Many speculators who are currently buying Bitcoin are indulging in the “Greater Fool” theory of investing. This theory leads investors to believe that it is possible to make money buying an overpriced security and selling it at a profit to a greater (or bigger) fool who is willing to pay an even higher price. This approach works until the bottom drops out of the market, and then things end badly for them. Bitcoin is not an investment. It is not even a speculation. It is a pure gamble, as there are no underlying assets or cash flow.


For those whose imagination is captured by Bitcoin and who want to have some of the action, we believe that investors should view any money used to purchase Bitcoin and similar vehicles in the same way as money used to gamble in Las Vegas.

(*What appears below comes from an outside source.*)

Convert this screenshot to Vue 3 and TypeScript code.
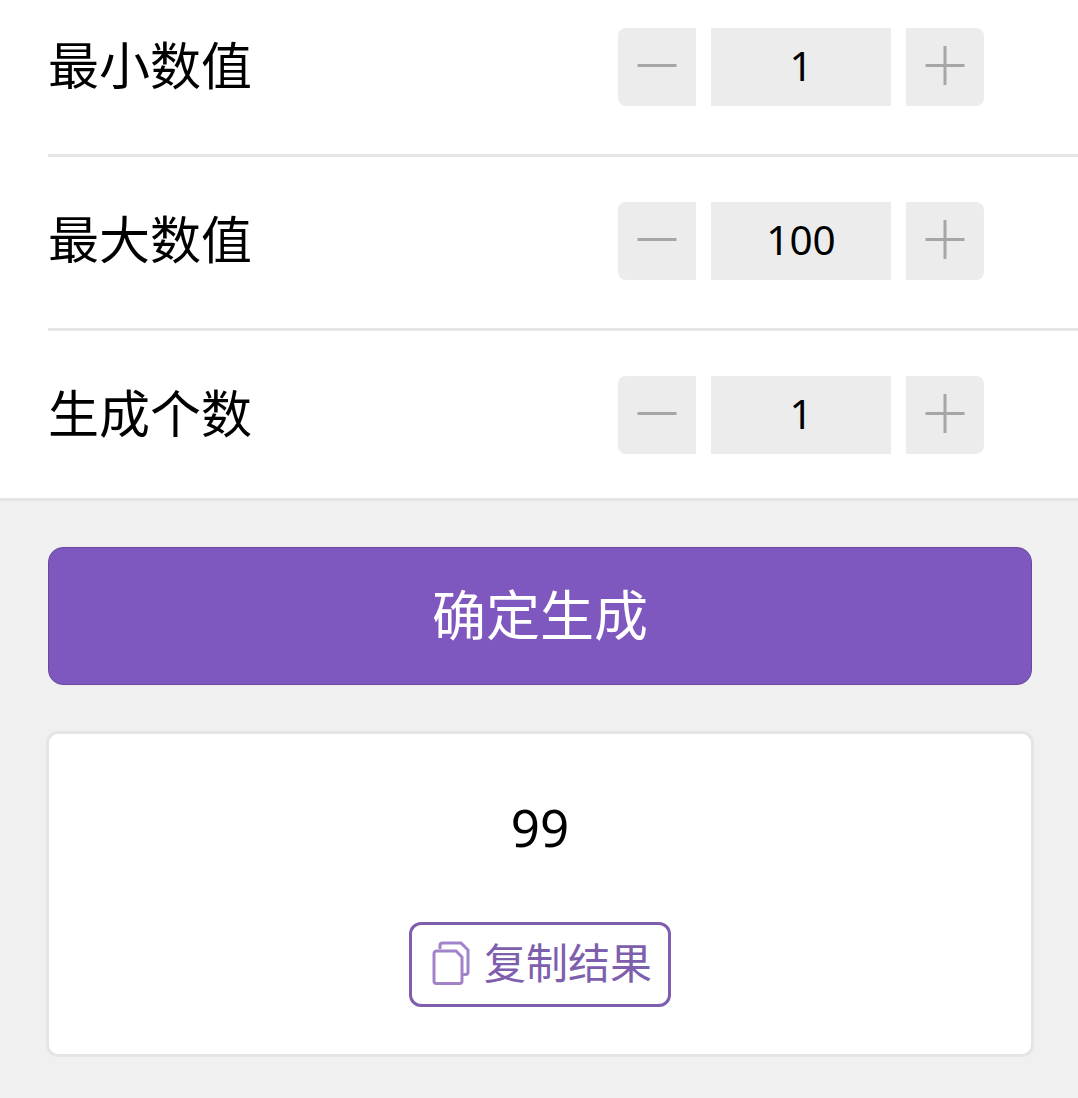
<script setup lang="ts">
interface Row { label: string; value: number }
const rows: Row[] = [
  { label: '最小数值', value: 1 },
  { label: '最大数值', value: 100 },
  { label: '生成个数', value: 1 },
]
</script>

<template>
  <div class="page">
    <section class="panel">
      <div v-for="row in rows" :key="row.label" class="row">
        <span class="label">{{ row.label }}</span>
        <div class="stepper">
          <button class="step left" type="button" aria-label="减少">
            <svg width="78" height="78" viewBox="0 0 78 78"><path d="M19.500 37.500h39" stroke="#a6a6a6" stroke-width="3" fill="none" /></svg>
          </button>
          <div class="value">{{ row.value }}</div>
          <button class="step right" type="button" aria-label="增加">
            <svg width="78" height="78" viewBox="0 0 78 78"><path d="M19.500 37.500h39M39 18v39" stroke="#a6a6a6" stroke-width="3" fill="none" /></svg>
          </button>
        </div>
      </div>
    </section>
    <div class="actions">
      <button class="primary" type="button">确定生成</button>
      <div class="result">
        <div class="number">99</div>
        <button class="copy" type="button">
          <svg class="copy-icon" width="38" height="44" viewBox="0 0 38 44" fill="none" stroke="#a183cc" stroke-width="3">
            <path d="M8 8V4.500a2.500 2.500 0 0 1 2.500-2.500H29l7 7v22a2.500 2.500 0 0 1-2.500 2.500H31" />
            <path d="M4.500 10H24l6 6v24a2.500 2.500 0 0 1-2.500 2.500h-23A2.500 2.500 0 0 1 2 40V12.500A2.500 2.500 0 0 1 4.500 10z" />
          </svg>
          <span>复制结果</span>
        </button>
      </div>
    </div>
  </div>
</template>

<style scoped>
.page {
  width: 1078px;
  height: 1098px;
  overflow: hidden;
  background: #f0f0f1;
  font-family: "Noto Sans", "Noto Sans CJK SC", sans-serif;
  color: #000;
}
.panel {
  background: #fff;
  padding-left: 48px;
  border-bottom: 3px solid #e5e5e5;
}
.row {
  display: flex;
  align-items: flex-start;
  justify-content: space-between;
  box-sizing: border-box;
  height: 174px;
  padding: 45px 94px 0 0;
  border-bottom: 3px solid #e5e5e5;
}
.row:first-child {
  height: 157px;
  padding-top: 28px;
}
.row:last-child {
  border-bottom: 0;
  height: 167px;
}
.label {
  font-size: 51px;
  line-height: 74px;
}
.stepper {
  display: flex;
  gap: 15px;
  height: 78px;
}
.step {
  width: 78px;
  height: 78px;
  padding: 0;
  border: 0;
  background: #ececec;
  display: block;
}
.step svg {
  display: block;
}
.left {
  border-radius: 8px 0 0 8px;
}
.right {
  border-radius: 0 8px 8px 0;
}
.value {
  width: 180px;
  background: #ececec;
  font-size: 40.500px;
  line-height: 76px;
  text-align: center;
}
.actions {
  padding: 46px 46px 0;
}
.primary {
  display: block;
  box-sizing: border-box;
  width: 984px;
  height: 138px;
  margin: 0 2px;
  padding: 0 0 8px;
  border: 1.500px solid #6a4a9e;
  border-radius: 15px;
  background: #7e57bf;
  color: #fff;
  font-family: inherit;
  font-size: 54px;
}
.result {
  box-sizing: border-box;
  width: 988px;
  height: 326px;
  margin-top: 46px;
  background: #fff;
  border: 3px solid #e5e5e5;
  border-radius: 12px;
  display: flex;
  flex-direction: column;
  align-items: center;
}
.number {
  font-size: 51px;
  line-height: 70px;
  margin-top: 58px;
}
.copy {
  box-sizing: border-box;
  width: 262px;
  height: 85px;
  margin-top: 60px;
  padding: 0 0 0 20px;
  border: 3px solid #7e5fae;
  border-radius: 12px;
  background: #fff;
  color: #7e5fae;
  font-family: inherit;
  font-size: 42px;
  display: flex;
  align-items: center;
  gap: 14px;
}
.copy span {
  line-height: 60px;
  margin-top: -4px;
}
.copy-icon {
  flex: none;
  margin-top: -4px;
}
</style>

One should be prepared to lose every penny of it.
Merrill Lynch has wisely acted, in our view, to block their clients and financial advisors who trade on their behalf from buying Bitcoin, citing concerns over the cryptocurrency’s suitability. At Bradley, Foster & Sargent, we are investors, not speculators or gamblers. And since our inception nearly 24 years ago, our investment approach of investing in quality stocks for the long haul, with careful attention to risk, has served to preserve our clients’ capital in times of economic adversity and increase it in times of prosperity.